Rows from a dataset of pages and code:

───

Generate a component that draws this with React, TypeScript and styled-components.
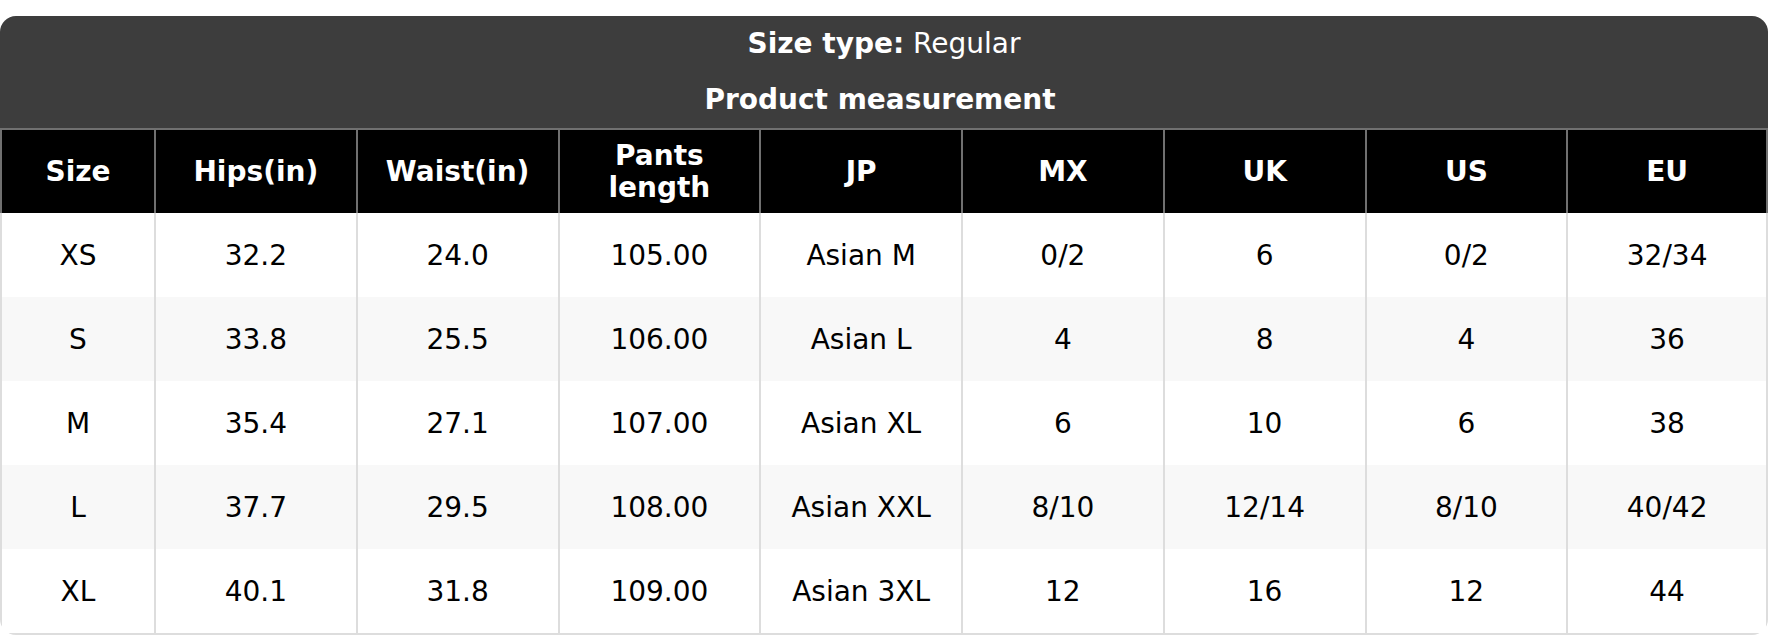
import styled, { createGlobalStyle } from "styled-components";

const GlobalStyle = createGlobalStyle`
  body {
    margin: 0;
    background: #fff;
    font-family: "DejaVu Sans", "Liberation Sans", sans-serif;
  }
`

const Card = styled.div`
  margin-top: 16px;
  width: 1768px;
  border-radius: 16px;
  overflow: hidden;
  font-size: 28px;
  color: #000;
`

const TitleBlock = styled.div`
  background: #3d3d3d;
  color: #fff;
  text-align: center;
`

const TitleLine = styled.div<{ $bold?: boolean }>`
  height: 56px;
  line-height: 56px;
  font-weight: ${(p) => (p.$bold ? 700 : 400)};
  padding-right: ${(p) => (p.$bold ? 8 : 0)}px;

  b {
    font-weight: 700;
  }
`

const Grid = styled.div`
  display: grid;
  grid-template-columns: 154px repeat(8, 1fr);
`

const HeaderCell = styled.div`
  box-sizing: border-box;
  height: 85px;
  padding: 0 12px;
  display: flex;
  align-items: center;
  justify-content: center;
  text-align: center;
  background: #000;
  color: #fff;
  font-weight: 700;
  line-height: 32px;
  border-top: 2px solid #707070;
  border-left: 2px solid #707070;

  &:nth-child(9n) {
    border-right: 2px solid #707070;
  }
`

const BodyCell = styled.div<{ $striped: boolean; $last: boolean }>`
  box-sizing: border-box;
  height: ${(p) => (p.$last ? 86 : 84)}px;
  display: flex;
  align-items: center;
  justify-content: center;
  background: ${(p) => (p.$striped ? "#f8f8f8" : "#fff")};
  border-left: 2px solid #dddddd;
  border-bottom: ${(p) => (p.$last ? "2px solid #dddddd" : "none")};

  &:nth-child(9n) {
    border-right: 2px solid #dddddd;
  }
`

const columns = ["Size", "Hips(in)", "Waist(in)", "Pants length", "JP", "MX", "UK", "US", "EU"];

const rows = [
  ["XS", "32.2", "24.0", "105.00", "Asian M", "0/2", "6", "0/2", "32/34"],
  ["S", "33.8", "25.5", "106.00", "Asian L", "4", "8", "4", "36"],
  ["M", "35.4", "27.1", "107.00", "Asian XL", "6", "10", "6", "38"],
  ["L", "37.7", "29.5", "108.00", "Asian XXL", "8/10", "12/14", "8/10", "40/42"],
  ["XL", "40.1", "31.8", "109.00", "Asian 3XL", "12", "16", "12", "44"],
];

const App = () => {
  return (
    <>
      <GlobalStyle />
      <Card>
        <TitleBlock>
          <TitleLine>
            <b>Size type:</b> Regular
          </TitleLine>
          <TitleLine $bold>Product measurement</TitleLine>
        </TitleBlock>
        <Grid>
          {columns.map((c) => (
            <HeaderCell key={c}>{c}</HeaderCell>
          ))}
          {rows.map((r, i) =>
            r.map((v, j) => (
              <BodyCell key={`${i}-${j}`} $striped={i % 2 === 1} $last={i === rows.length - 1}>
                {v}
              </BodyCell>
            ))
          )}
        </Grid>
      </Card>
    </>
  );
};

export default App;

───

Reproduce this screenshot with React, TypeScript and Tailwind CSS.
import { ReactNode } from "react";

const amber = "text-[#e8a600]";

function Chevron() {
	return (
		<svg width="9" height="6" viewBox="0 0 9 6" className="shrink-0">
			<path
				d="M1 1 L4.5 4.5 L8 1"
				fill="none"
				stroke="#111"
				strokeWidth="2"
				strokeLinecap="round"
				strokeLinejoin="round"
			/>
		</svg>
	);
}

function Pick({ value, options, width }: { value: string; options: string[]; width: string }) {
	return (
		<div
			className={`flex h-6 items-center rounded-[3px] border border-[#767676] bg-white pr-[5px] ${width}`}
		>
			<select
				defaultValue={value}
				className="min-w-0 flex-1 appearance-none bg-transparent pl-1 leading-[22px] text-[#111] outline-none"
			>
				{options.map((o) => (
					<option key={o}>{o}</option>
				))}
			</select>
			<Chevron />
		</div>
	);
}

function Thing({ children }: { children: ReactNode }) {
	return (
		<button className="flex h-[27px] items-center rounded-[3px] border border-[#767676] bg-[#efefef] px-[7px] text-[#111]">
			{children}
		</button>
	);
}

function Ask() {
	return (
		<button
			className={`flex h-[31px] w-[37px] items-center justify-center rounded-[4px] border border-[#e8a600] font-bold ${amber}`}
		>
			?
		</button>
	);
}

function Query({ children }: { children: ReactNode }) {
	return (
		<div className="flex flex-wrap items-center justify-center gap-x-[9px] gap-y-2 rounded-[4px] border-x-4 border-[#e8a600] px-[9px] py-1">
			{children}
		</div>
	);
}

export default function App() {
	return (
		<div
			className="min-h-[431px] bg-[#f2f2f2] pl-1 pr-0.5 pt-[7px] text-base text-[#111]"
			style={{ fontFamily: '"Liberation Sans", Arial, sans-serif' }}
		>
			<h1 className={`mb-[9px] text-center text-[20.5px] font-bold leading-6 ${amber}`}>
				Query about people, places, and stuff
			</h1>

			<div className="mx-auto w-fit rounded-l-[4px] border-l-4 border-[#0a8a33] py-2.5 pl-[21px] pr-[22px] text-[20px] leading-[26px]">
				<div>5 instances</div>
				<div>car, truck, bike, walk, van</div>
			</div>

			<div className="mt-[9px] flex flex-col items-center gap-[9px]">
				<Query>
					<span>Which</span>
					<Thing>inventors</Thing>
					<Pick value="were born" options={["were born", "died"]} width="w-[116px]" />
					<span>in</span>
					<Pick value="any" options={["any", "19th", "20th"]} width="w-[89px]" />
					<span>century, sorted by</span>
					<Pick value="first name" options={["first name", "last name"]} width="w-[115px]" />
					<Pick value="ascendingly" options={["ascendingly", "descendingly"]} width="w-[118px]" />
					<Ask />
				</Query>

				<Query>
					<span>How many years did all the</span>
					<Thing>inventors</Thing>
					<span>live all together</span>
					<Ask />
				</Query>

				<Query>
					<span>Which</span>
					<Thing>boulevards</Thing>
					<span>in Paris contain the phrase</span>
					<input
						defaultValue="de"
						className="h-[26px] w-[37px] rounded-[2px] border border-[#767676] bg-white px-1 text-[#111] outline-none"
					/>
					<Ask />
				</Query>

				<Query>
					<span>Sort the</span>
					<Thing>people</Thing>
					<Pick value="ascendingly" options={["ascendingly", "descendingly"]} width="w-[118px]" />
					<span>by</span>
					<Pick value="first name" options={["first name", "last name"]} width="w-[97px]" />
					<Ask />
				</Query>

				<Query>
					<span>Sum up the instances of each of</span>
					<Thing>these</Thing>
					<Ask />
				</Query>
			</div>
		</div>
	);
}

───

**EXERCISE AIM:**
Track down every line of the material containing the string "styled", and copy it.

**THE ANSWER:**
Generate a component that draws this with React, TypeScript and styled-components.
import styled, { createGlobalStyle } from "styled-components";
const Card = styled.div`
const TitleBlock = styled.div`
const TitleLine = styled.div<{ $bold?: boolean }>`
const Grid = styled.div`
const HeaderCell = styled.div`
const BodyCell = styled.div<{ $striped: boolean; $last: boolean }>`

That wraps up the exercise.